P246-8. La troumpetto souné : Dins lou round apparégué uno vaquetto (...) Vengué lou tour de l’escalo : noou ou dès brandinas plaça darries uno escalo que pourtavoun, marchavoun vers la vaquo, l’aquissavoun e quand boumbissié se tustavo i baroun, i mountant e vésié pas pus res davant sis ieul (...) Pieï jouguèron à la pastièïro. Rébalado dins lou round, cinq ou siéï jouinas se ié ténien dret dédins e brasséjavoun tant que pouien. Quand l’animaou se lançavo, s’amoulounavoun l’un sus l’aoutre noun sans tira quaouqui dourdo e la vaquo se tustavo ou brouncavo countro li pos en idoulant.
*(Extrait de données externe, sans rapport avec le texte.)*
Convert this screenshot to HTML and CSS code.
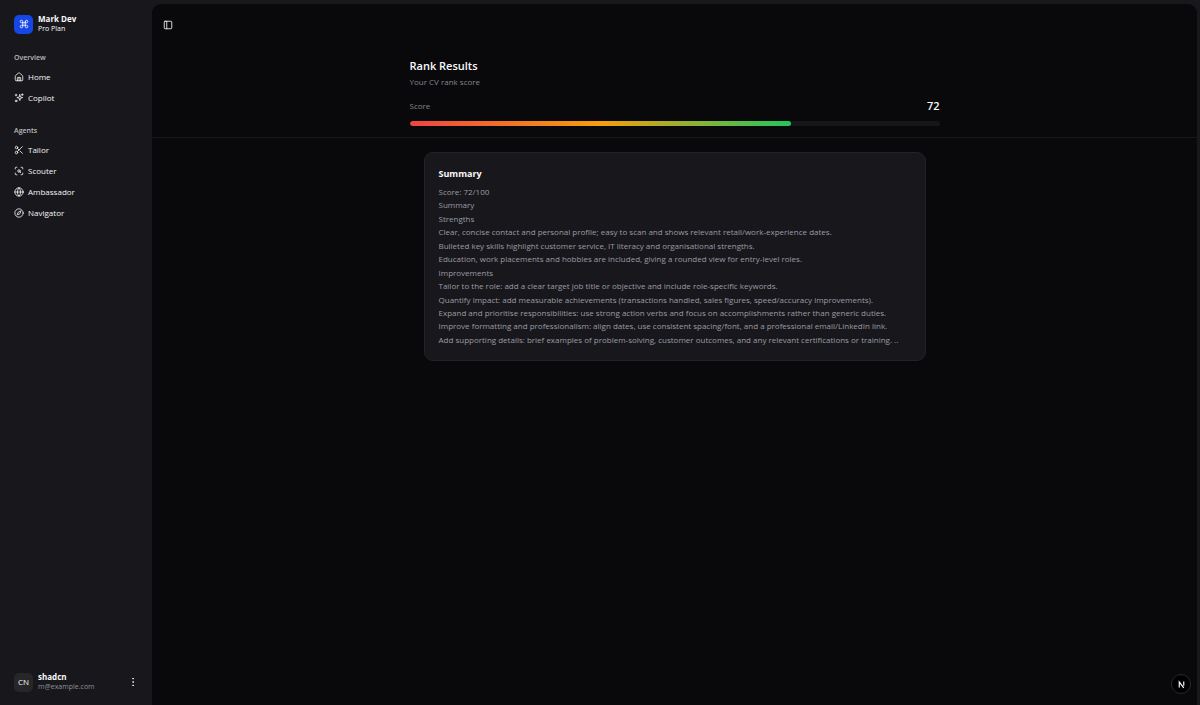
FILE: index.html
```html
<!DOCTYPE html>
<html lang="en">
<head>
<meta charset="utf-8">
<meta name="viewport" content="width=device-width, initial-scale=1">
<title>Rank Results</title>
<link rel="stylesheet" href="styles.css">
</head>
<body>
<div class="app">
  <aside class="sidebar">
    <div class="profile">
      <span class="brand-tile">
        <svg class="icon" viewBox="0 0 24 24"><path d="M15 6v12a3 3 0 1 0 3-3H6a3 3 0 1 0 3 3V6a3 3 0 1 0-3 3h12a3 3 0 1 0-3-3"/></svg>
      </span>
      <div class="profile-text">
        <strong class="profile-name">Mark Dev</strong>
        <span class="profile-note">Pro Plan</span>
      </div>
    </div>
    <nav class="nav">
      <section class="nav-group">
        <h2 class="nav-title">Overview</h2>
        <a class="nav-link" href="#home"><svg class="icon" viewBox="0 0 24 24"><path d="M16 21v-7a1 1 0 0 0-1-1H9a1 1 0 0 0-1 1v7"/><path d="M12 13v8"/><path d="M3 10a2 2 0 0 1 .7-1.500l7-6a2 2 0 0 1 2.600 0l7 6A2 2 0 0 1 21 10v9a2 2 0 0 1-2 2H5a2 2 0 0 1-2-2z"/></svg>Home</a>
        <a class="nav-link" href="#copilot"><svg class="icon" viewBox="0 0 24 24"><path d="M14 4l1.500 5.500L21 11l-5.500 1.500L14 18l-1.500-5.500L7 11l5.500-1.500z"/><path d="M20 2v4M22 4h-4M5 3v4M7 5H3"/><circle cx="5" cy="19" r="2"/></svg>Copilot</a>
      </section>
      <section class="nav-group">
        <h2 class="nav-title">Agents</h2>
        <a class="nav-link" href="#tailor"><svg class="icon" viewBox="0 0 24 24"><circle cx="6" cy="6" r="3"/><path d="M8.120 8.120 12 12M20 4 8.120 15.880"/><circle cx="6" cy="18" r="3"/><path d="M14.800 14.800 20 20"/></svg>Tailor</a>
        <a class="nav-link" href="#scouter"><svg class="icon" viewBox="0 0 24 24"><path d="M3 7V5a2 2 0 0 1 2-2h2M17 3h2a2 2 0 0 1 2 2v2M21 17v2a2 2 0 0 1-2 2h-2M7 21H5a2 2 0 0 1-2-2v-2"/><circle cx="12" cy="12" r="3"/><path d="m16 16-1.900-1.900"/></svg>Scouter</a>
        <a class="nav-link" href="#ambassador"><svg class="icon" viewBox="0 0 24 24"><circle cx="12" cy="12" r="10"/><path d="M12 2a14.500 14.500 0 0 0 0 20 14.500 14.500 0 0 0 0-20M2 12h20"/></svg>Ambassador</a>
        <a class="nav-link" href="#navigator"><svg class="icon" viewBox="0 0 24 24"><circle cx="12" cy="12" r="10"/><path d="m16.240 7.760-1.800 5.410a2 2 0 0 1-1.270 1.270L7.760 16.240l1.800-5.410a2 2 0 0 1 1.270-1.270z"/></svg>Navigator</a>
      </section>
    </nav>
    <div class="profile account">
      <span class="avatar">CN</span>
      <div class="profile-text">
        <strong class="profile-name">shadcn</strong>
        <span class="profile-note muted">m@example.com</span>
      </div>
      <button class="icon-button" type="button" aria-label="Account menu"><svg class="icon" viewBox="0 0 24 24"><circle cx="12" cy="12" r="1"/><circle cx="12" cy="4" r="1"/><circle cx="12" cy="20" r="1"/></svg></button>
    </div>
  </aside>
  <main class="panel">
    <div class="toolbar">
      <button class="icon-button" type="button" aria-label="Toggle sidebar"><svg class="icon" viewBox="0 0 24 24"><rect x="3" y="3" width="18" height="18" rx="2"/><path d="M9 3v18"/></svg></button>
    </div>
    <header class="rank">
      <div class="container">
        <h1 class="rank-title">Rank Results</h1>
        <p class="rank-note">Your CV rank score</p>
        <div class="score-row"><span class="score-label">Score</span><strong class="score-value">72</strong></div>
        <div class="meter" role="progressbar" aria-label="Score" aria-valuemin="0" aria-valuemax="100" aria-valuenow="72"><div class="meter-fill" style="width: 72%"></div></div>
      </div>
    </header>
    <div class="container body">
      <article class="card">
        <h2 class="card-title">Summary</h2>
        <div class="card-text">
          <p>Score: 72/100</p>
          <p>Summary</p>
          <p>Strengths</p>
          <p>Clear, concise contact and personal profile; easy to scan and shows relevant retail/work-experience dates.</p>
          <p>Bulleted key skills highlight customer service, IT literacy and organisational strengths.</p>
          <p>Education, work placements and hobbies are included, giving a rounded view for entry-level roles.</p>
          <p>Improvements</p>
          <p>Tailor to the role: add a clear target job title or objective and include role-specific keywords.</p>
          <p>Quantify impact: add measurable achievements (transactions handled, sales figures, speed/accuracy improvements).</p>
          <p>Expand and prioritise responsibilities: use strong action verbs and focus on accomplishments rather than generic duties.</p>
          <p>Improve formatting and professionalism: align dates, use consistent spacing/font, and a professional email/LinkedIn link.</p>
          <p>Add supporting details: brief examples of problem-solving, customer outcomes, and any relevant certifications or training. ..</p>
        </div>
      </article>
    </div>
  </main>
</div>
<button class="dev-badge" type="button" aria-label="Developer tools"><svg class="dev-mark" viewBox="0 0 24 24"><path d="M6 20V5L18 21"/><path d="M18 4v11"/></svg></button>
</body>
</html>
```
FILE: styles.css
```css
* { box-sizing: border-box; }

body {
  margin: 0;
  background: #18181c;
  color: #fafafa;
  font-family: "Open Sans", "Noto Sans", sans-serif;
  font-size: 8px;
  line-height: 1.68;
}

h1, h2, p { margin: 0; }
button { padding: 0; border: 0; background: none; color: inherit; font: inherit; cursor: pointer; }

.icon {
  width: 10px;
  height: 10px;
  flex: none;
  fill: none;
  stroke: currentColor;
  stroke-width: 2;
  stroke-linecap: round;
  stroke-linejoin: round;
}

.app { display: flex; min-height: 100vh; }

.sidebar {
  display: flex;
  flex-direction: column;
  flex: none;
  width: 152px;
  padding: 14px 14px 13px;
}

.profile { display: flex; align-items: center; gap: 5px; }
.brand-tile, .avatar {
  display: grid;
  place-items: center;
  flex: none;
  width: 19px;
  height: 19px;
  border-radius: 5px;
}
.brand-tile { background: #1447e6; }
.avatar { background: #27272a; }
.profile-text { display: grid; flex: 1; line-height: 10px; }
.profile-name { font-weight: 700; }
.profile-note { font-size: 7px; }
.muted { color: #8e8e98; }

.nav { display: flex; flex-direction: column; gap: 14px; flex: 1; padding-top: 15px; }
.nav-title { font-size: 7px; line-height: 17px; font-weight: 600; color: #b8b8bd; }
.nav-link {
  display: flex;
  align-items: center;
  gap: 4px;
  height: 21px;
  color: #f4f4f5;
  text-decoration: none;
}

.icon-button { display: grid; place-items: center; width: 10px; height: 20px; }

.panel {
  flex: 1;
  min-width: 0;
  margin: 4px 3px 0 0;
  border-radius: 9px 9px 0 0;
  background: #09090b;
}
.toolbar { padding: 11px; }
.container { width: 100%; max-width: 530px; margin: 0 auto; }

.rank { padding: 12px 0 11px; border-bottom: 1px solid #18181b; }
.rank-title { font-size: 11px; line-height: 16px; font-weight: 600; }
.rank-note { margin-top: 1px; line-height: 14px; }
.rank-note, .score-label { color: #85858f; }
.score-row { display: flex; align-items: center; justify-content: space-between; margin-top: 9px; line-height: 16px; }
.score-value { font-size: 11px; font-weight: 600; }
.meter { height: 5px; margin-top: 7px; border-radius: 3px; background: #161618; overflow: hidden; }
.meter-fill { height: 100%; border-radius: 3px; background: linear-gradient(90deg, #ef4444, #f59e0b 50%, #22c55e); }

.body { padding: 14px; }
.card { padding: 14px; border: 1px solid #232327; border-radius: 9px; background: #18181c; }
.card-title { font-size: 9px; line-height: 14px; font-weight: 700; }
.card-text { margin-top: 4px; color: #9b9ba5; }

.dev-badge {
  position: fixed;
  right: 9px;
  bottom: 11px;
  display: grid;
  place-items: center;
  width: 20px;
  height: 20px;
  border: 1px solid #29292b;
  border-radius: 50%;
  background: #000;
}
.dev-mark { width: 9px; height: 9px; fill: none; stroke: #fff; stroke-width: 3; }
```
Ah, la jouinesso n’en prénié per si soou !

 

La trompette sonna et dans le rond apparut une vachette (...) Vint le tour de l’échelle. Neuf ou dix gaillards, portant une échelle devant eux, s’avançaient vers la vache, l’excitaient, et quand elle bondissait, elle se heurtait aux échelons, aux montants, et ne voyait plus personne (...) Puis ils jouèrent à la pastière (grande cuve qui, lors des vendanges est montée sur une charrette pour le transport des raisins). Elle fut traînée dans la piste et cinq ou six jeunes gens s’y sont installés debout dedans, ils gesticulaient tant qu’ils pouvaient. Quand l’animal s’élançait, ils s’entassaient l’un sur l’autre non sans quelques bosses, et la vache se cognait ou bronchait contre les montants en bramant. Ah, la jeunesse en prenait pour son argent !

 

p.258-9.  Lis amatur dou péïs, un Rousseté, leste coumo uno paoumo, que à chaco razé fa per davant coupavo lou biôou e lou fasié s’espalanca d’esquino jouissien d’uno rénoumèïo à rendre jalous li péïs vésin.

 

Les amateurs du pays, par exemple Roussetet, leste comme une balle qui à chaque raset réalisé par devant coupait l’élan du taureau et le faisait tomber sur l’échine jouissaient d’une renommée à rendre jaloux les gens du pays voisin. (En fait, dans ces conditions, le taureau se retourne si vivement qu'il a de grandes chances de déraper)

 

            Enfin, la bandido. Une fois la course terminée a lieu le départ des taureaux escortés par les gardians à cheval, en direction des prés. Comme lors de l’arrivée, le jeu consiste à faire échapper les taureaux. Cette phase n’est pas racontée par Pierre Guérin, mais un passage d’Hubert Rouger, dans Raconte Vaunajòu*, permet de compléter.

 

p.271... li sèt bestio soun butado sus l’agroumelado de mounde que cerco à cop de manche de fa escala li biòu pèr la grand carrièiro que mounto dins Couvissoun. Mastrassa de cop de bastoun (...) l’amouchounado s’es abrivado, boumbissènt d’un soul vanc pèr engueina l’Erbous, seguido di gardian e d’un revoulun de mounde que tènon pas pèd.

Les sept bêtes sont poussées (par les gardians) sur la foule (en fait au travers, pour s’ouvrir un chemin) qui à coup de triques cherche à orienter les taureaux vers la grand-rue qui monte dans Calvisson. Harassés de coups de bâtons (...) le groupe des taureaux s’est élancé vers la rue de l’Herboux suivi des gardians à cheval et d’une troupe de gens qui se font distancer (cette rue, au contraire de la précédente, conduit à la sortie du village, en direction des pâturages).

 

            De tels comportements ne sont pas acceptés aujourd’hui par les amateurs de bouvine. Ce qui interroge sur la notion de traditions. Que signifie maintenir les traditions ? C’est aussi la question que pose l’histoire de La Croix du biòu.

 

            René Domergue, décembre 2018

 

*  Edité par l’association Maurice Aliger, Calvisson, 2009. L’auteur a vécu de 1875 à 1958, son texte se réfère aux fêtes du village de Calvisson. La référence à la manade Papinaud permet de dire que le contexte du récit se situe avant 1904, date à laquelle cette manade a été vendue à Raynaud. L’éditeur a harmonisé l’orthographe originale dans le sens du provençal mistralien.